Exercise. Each line from the top of the listing through the one holding "0 25%, #f0f4f0" should be restated word for word, with nothing added and no pictures.

** Start Supplied information **

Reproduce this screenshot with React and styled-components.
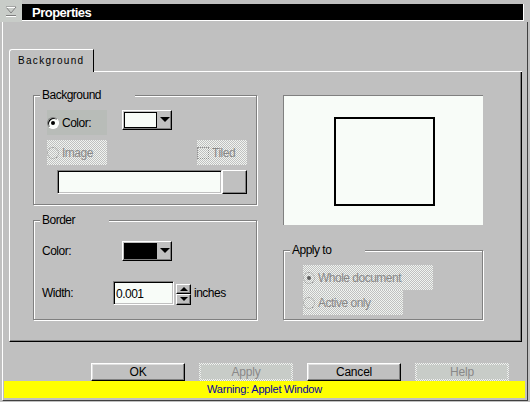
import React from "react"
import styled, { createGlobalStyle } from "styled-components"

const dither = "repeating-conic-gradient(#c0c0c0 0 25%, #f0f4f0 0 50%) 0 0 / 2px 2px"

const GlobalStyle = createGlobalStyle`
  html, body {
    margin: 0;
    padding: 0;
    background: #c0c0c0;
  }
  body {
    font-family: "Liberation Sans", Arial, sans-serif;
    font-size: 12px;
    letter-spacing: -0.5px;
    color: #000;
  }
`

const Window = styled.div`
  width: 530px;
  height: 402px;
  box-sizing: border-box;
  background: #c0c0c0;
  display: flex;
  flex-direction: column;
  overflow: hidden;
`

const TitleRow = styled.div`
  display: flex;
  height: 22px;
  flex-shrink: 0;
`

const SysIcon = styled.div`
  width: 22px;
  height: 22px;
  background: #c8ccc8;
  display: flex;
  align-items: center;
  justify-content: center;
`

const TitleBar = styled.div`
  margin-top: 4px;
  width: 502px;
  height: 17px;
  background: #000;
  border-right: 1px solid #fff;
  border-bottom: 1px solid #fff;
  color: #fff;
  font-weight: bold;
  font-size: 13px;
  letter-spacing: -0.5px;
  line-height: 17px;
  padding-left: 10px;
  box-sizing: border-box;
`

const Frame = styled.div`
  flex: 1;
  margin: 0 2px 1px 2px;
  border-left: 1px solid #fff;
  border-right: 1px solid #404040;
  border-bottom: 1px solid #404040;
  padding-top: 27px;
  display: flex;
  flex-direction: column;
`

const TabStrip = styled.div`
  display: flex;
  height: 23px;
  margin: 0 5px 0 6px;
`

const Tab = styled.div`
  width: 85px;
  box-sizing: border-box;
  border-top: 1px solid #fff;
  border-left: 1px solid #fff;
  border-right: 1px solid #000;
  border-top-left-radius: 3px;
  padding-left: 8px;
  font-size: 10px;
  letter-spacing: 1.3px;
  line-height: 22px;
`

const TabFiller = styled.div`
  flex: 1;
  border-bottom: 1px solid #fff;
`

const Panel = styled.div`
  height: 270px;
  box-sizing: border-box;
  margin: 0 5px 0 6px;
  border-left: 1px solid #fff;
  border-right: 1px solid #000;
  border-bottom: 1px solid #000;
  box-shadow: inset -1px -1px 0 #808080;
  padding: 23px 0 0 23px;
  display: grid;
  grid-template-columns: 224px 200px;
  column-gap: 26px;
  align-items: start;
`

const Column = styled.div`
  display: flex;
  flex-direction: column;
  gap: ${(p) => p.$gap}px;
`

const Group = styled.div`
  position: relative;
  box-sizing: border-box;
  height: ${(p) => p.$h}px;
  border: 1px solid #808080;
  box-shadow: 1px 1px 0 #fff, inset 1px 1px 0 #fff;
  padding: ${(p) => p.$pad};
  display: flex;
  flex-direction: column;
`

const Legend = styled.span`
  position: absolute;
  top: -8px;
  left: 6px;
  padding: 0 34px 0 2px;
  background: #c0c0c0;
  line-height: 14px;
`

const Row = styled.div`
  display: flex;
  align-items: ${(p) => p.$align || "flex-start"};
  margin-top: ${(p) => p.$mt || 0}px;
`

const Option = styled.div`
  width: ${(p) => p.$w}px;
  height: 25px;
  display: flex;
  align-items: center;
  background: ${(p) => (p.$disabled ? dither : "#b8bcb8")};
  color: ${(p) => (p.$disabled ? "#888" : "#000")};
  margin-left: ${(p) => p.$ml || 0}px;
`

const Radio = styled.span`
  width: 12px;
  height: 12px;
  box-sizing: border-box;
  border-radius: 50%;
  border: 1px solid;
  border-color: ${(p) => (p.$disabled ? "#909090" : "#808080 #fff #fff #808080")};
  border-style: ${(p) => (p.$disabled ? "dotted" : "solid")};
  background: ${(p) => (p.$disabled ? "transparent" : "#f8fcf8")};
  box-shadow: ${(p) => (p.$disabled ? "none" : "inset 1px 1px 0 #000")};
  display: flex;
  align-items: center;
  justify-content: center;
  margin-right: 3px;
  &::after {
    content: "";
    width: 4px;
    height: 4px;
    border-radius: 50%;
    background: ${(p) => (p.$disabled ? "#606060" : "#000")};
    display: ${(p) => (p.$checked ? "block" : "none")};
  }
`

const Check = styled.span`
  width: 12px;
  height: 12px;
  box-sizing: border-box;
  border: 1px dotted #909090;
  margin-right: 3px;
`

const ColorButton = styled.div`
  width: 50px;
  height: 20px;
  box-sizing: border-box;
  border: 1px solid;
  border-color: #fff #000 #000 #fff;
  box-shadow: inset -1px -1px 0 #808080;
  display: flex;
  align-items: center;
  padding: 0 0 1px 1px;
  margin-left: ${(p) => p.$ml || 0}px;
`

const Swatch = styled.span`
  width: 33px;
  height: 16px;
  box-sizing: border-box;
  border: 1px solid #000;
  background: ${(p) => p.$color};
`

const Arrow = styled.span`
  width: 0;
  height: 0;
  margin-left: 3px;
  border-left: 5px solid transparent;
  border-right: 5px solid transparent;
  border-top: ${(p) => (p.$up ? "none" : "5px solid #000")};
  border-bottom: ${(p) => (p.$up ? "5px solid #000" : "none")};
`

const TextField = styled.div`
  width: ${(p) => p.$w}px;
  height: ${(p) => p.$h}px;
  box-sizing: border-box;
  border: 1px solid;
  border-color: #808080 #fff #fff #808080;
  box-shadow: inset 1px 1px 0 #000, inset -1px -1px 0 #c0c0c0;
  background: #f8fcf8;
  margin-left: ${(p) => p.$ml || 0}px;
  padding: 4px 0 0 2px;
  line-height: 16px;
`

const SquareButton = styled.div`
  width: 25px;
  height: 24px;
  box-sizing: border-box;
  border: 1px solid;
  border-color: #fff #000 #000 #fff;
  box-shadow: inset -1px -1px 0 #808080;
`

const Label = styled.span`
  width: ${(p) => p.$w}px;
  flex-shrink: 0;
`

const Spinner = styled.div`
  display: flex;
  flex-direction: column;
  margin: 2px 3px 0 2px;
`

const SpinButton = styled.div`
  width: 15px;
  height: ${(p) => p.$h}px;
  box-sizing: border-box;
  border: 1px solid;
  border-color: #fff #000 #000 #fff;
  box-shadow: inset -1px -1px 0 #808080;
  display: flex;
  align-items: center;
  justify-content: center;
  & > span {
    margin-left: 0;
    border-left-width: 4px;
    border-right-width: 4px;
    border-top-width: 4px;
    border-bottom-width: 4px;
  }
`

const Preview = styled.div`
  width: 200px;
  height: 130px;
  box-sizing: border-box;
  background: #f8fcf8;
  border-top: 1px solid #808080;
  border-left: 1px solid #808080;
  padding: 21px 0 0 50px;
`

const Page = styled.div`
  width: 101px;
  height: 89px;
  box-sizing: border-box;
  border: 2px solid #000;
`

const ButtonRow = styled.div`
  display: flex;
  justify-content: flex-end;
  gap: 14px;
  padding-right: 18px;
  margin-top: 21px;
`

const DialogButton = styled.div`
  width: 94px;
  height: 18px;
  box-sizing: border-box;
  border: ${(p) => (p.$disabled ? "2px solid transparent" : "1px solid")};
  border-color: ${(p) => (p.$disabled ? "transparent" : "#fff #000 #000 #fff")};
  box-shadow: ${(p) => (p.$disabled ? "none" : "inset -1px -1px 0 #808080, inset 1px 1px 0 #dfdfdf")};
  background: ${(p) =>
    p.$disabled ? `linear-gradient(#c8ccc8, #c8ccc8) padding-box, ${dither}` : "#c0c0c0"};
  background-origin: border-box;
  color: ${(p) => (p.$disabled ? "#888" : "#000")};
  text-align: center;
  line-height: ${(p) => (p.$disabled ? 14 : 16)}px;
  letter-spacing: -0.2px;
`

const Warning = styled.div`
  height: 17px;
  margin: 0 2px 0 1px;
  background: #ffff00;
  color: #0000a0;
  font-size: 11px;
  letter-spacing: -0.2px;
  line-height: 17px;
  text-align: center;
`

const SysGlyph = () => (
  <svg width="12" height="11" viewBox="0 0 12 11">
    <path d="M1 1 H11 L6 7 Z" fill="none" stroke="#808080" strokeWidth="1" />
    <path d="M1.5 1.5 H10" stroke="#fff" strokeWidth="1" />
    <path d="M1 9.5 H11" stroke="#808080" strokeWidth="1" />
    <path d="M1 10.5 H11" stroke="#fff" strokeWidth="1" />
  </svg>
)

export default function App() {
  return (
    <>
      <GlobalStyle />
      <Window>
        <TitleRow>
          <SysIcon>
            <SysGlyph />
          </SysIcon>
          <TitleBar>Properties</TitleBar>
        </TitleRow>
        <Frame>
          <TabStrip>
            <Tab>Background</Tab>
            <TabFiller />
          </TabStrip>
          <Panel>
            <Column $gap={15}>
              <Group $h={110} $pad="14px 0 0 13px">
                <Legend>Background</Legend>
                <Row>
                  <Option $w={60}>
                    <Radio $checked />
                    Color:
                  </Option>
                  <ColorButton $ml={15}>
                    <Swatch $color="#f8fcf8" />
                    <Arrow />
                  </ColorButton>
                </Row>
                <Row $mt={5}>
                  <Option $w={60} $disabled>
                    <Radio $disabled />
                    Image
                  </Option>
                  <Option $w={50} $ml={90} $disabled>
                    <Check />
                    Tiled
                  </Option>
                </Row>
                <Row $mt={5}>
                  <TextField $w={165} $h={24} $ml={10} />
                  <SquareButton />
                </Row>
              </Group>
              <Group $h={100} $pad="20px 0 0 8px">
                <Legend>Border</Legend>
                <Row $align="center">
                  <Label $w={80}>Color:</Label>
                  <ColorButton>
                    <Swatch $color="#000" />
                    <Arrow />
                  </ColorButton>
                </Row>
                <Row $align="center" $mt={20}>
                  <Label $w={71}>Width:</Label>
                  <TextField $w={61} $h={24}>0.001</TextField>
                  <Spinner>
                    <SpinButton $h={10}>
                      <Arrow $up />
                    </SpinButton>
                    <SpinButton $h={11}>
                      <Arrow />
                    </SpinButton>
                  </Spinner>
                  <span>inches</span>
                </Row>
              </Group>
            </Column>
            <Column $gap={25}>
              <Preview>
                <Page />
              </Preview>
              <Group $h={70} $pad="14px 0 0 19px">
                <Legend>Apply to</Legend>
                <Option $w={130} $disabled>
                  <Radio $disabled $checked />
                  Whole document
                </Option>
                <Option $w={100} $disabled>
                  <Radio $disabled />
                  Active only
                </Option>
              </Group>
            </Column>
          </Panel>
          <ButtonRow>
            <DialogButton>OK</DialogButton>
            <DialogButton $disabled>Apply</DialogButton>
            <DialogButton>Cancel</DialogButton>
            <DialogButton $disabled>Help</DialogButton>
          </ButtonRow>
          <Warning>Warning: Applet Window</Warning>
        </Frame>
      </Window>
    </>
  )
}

** End Supplied information **

Solution for this task.
Reproduce this screenshot with React and styled-components.
import React from "react"
import styled, { createGlobalStyle } from "styled-components"

const dither = "repeating-conic-gradient(#c0c0c0 0 25%, #f0f4f0 0 50%) 0 0 / 2px 2px"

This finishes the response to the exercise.